Kingsport BMA approves Fall Creek annexation

Matthew Lane • Jan 15, 2008 at 12:00 AM

KINGSPORT — The Board of Mayor and Aldermen approved a controversial annexation in the Fall Creek community Tuesday night, where a Rock Springs couple plan to develop a new 102-home subdivision.

During its regular meeting Tuesday night, the BMA approved the annexation of a 25-acre parcel of land off Fall Creek Road. Kenneth and Anita Bates purchased the land last May and requested annexation with the plan to develop the property into a new subdivision called “Chase Meadows.”

City planners and the Kingsport Regional Planning Commission had recommended annexing 255 acres of Warriors Path State Park to reach the development. However, after city leaders and officials received numerous complaints and concerns from Fall Creek residents about the route, City Manager John Campbell recommended the city annex the road through the park to reach the development and not annex any of the park property.

This route is cheaper on the front end but has higher yearly costs in the long run.

“Since there was so much concern and to not make that an issue in this particular case, if we had another alternative, then why not go there,” Campbell said.

During Tuesday’s meeting, the BMA accepted Campbell’s recommendation and annexed 2.47 miles of road through the park to reach the Bates property.

When word of the annexation reached the Fall Creek community, many residents came together to oppose the move. Some have formed an unofficial group — the Coalition Against Fall Creek Annexation — and have met with city officials and BMA members about the annexation and the development.

A number of Fall Creek residents spoke during Monday’s BMA work session and again during the Tuesday night meeting. The BMA spent about an hour Tuesday night discussing the annexation and receiving comments from the public — from those opposed and from the developers — the Bateses.

Nearby residents were concerned with the house density being proposed for Chase Meadows, the increased traffic, and the impact the development would have on the park.

“I am not opposed to the growth of Kingsport. I am concerned about Chase Meadows and what’s going in there. I’m immediately adjacent, and it could be an asset, but it could have a negative impact,” said Gerald Latham, president of the Warrior Falls homeowners association. “My biggest concern is the unknown at this stage.”

Kenneth Bates said the development plan depends on whether or not the property is annexed, and once annexed the city would soon be receiving the plan.

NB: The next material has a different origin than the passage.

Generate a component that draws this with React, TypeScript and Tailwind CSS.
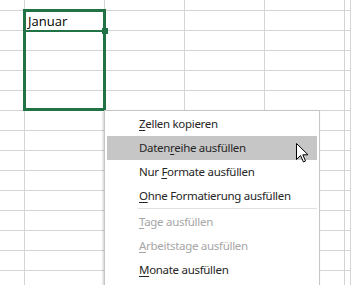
import React from "react";

const cols = [25, 80, 80, 80, 80, 6];
const rows = [11, 20, 20, 20, 20, 20, 20, 20, 20, 20, 20, 20, 20, 20, 20];

type Item = { pre: string; key: string; post: string; disabled?: boolean; active?: boolean };

const items: Item[] = [
  { pre: "", key: "Z", post: "ellen kopieren" },
  { pre: "Daten", key: "r", post: "eihe ausfüllen", active: true },
  { pre: "Nur ", key: "F", post: "ormate ausfüllen" },
  { pre: "", key: "O", post: "hne Formatierung ausfüllen" },
];

const items2: Item[] = [
  { pre: "", key: "T", post: "age ausfüllen", disabled: true },
  { pre: "", key: "A", post: "rbeitstage ausfüllen", disabled: true },
  { pre: "", key: "M", post: "onate ausfüllen" },
];

function MenuItem({ item }: { item: Item }) {
  return (
    <div
      className={`h-[24px] flex items-center pl-[32px] text-[11.5px] tracking-[-0.3px] ${
        item.active ? "bg-[#c6c6c6]" : ""
      } ${item.disabled ? "text-[#a6a6a6]" : "text-[#262626]"}`}
    >
      <span>
        {item.pre}
        <span className="underline underline-offset-[2px]">{item.key}</span>
        {item.post}
      </span>
    </div>
  );
}

export default function App() {
  return (
    <div
      className="relative w-[351px] h-[285px] overflow-hidden bg-white"
      style={{ fontFamily: '"Noto Sans", "Open Sans", sans-serif' }}
    >
      {/* Grid */}
      <div className="flex flex-col">
        {rows.map((h, r) => (
          <div key={r} className="flex" style={{ height: h }}>
            {cols.map((w, c) => (
              <div
                key={c}
                className="shrink-0 border-r border-b border-[#d4d4d4] flex items-end"
                style={{ width: w }}
              >
                {r === 1 && c === 1 && (
                  <span
                    className="pl-[3px] pb-[1px] text-[13px] leading-[16px] text-black"
                    style={{ fontFamily: '"Open Sans", sans-serif' }}
                  >
                    Januar
                  </span>
                )}
              </div>
            ))}
          </div>
        ))}
      </div>

      {/* Selection */}
      <div className="absolute left-[23px] top-[9px] w-[83px] h-[102px] border-[3px] border-[#217346]" />
      <div className="absolute left-[26px] top-[30px] w-[77px] h-[2px] bg-[#217346]" />
      <div className="absolute left-[102px] top-[28px] w-[6px] h-[6px] bg-[#217346]" />

      {/* Context menu */}
      <div className="absolute left-[104px] top-[110px] w-[216px] h-[190px] bg-white border border-[#c6c6c6] px-[2px] pt-[1px] shadow-[-1px_1px_2px_rgba(0,0,0,0.2)]">
        {items.map((it, i) => (
          <MenuItem key={i} item={it} />
        ))}
        <div className="ml-[31px] h-[2px] border-t border-[#e1e1e1]" />
        {items2.map((it, i) => (
          <MenuItem key={i} item={it} />
        ))}
      </div>

      {/* Cursor */}
      <svg className="absolute left-[296px] top-[143px]" width="13" height="20" viewBox="0 0 13 20">
        <path
          d="M0.5 0.5 L0.5 16.5 L4.5 12.5 L7.5 19 L9.5 18 L6.8 11.8 L12 11.8 Z"
          fill="white"
          stroke="black"
          strokeWidth="1"
          strokeLinejoin="miter"
        />
      </svg>
    </div>
  );
}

Latham also complained about the lack of notification from the city regarding the annexation and zoning of the Bates property. For an annexation, by state law Kingsport only has to advertise a public hearing and map of the site and is not required to notify adjacent property owners.

Latham asked for a copy of the development plan, a chance to offer public input on the plan prior to Planning Commission approval, assurance that what is proposed will be done, and a change in city policy to notify county residents of any zoning change.

City leaders said the planning department would contact nearby Fall Creek residents about the development plan and when it is expected to go before the Planning Commission — actions not required by state law or city policy.

After several people spoke against the development, Kenneth Bates took the podium and spoke in favor of the annexation. Bates, who has lived in the area for 50 years, purchased the 25 acres last May at auction and said this would be his first development. Bates said he and his wife had done much research on development and had visited subdivisions in North Carolina, Atlanta and Nashville to help with the process.

“We think we’re going to do something with the property that’s not going on in Kingsport. We’re proud of what we’re trying to accomplish. We take pride in what we do, and you’ll not be ashamed of what Chase Meadows will look like,” Bates said.

Anita Bates said she and her husband had contacted professionals in the development field to educate them on the process.

“We’re not going to do anything but enhance the area of Fall Creek,” she said.

However, these comments did not change the opinion of Vance Ramsey.

“My impression I get is by looking at what they’ve done — someone who doesn’t live in the community, comes from the outside, buys some property and immediately requests annexation without any regard at all to the community,” Ramsey said. “An outsider is coming in and forcing something on us that we don’t want.”

Following public comment, Mayor Dennis Phillips again reminded people the city would notify the residents of Fall Creek as soon as a development plan for Chase Meadows is submitted.

“This property can be subdivided and modulars put all over it. If you don’t believe that, that’s fine, but it’s a fact. We’re not going to stop growth,” Phillips said. “We have promised you, everyone, we will call you the day we get the plan of what will be built there. Nothing will be built until it comes before the Planning Commission.

“We want your input, and we want to complement the community.”

Alderwoman Valerie Joh said the property would have better oversight if it were in the city.

“A city that doesn’t grow, dies. We all know we need places for people to live and developments that are handled carefully,” she said.

The BMA voted 5-1 to approve the annexation, with Alderman Pat Shull making a protest vote against the proposal. Shull said he did so since the city has failed to revisit its annexation plan — a move Shull has mentioned several times in the recent past.

“We do have a good plan, but this board needs to direct our staff to take a 360-degree look at our growth boundary and develop a plan,” Shull said.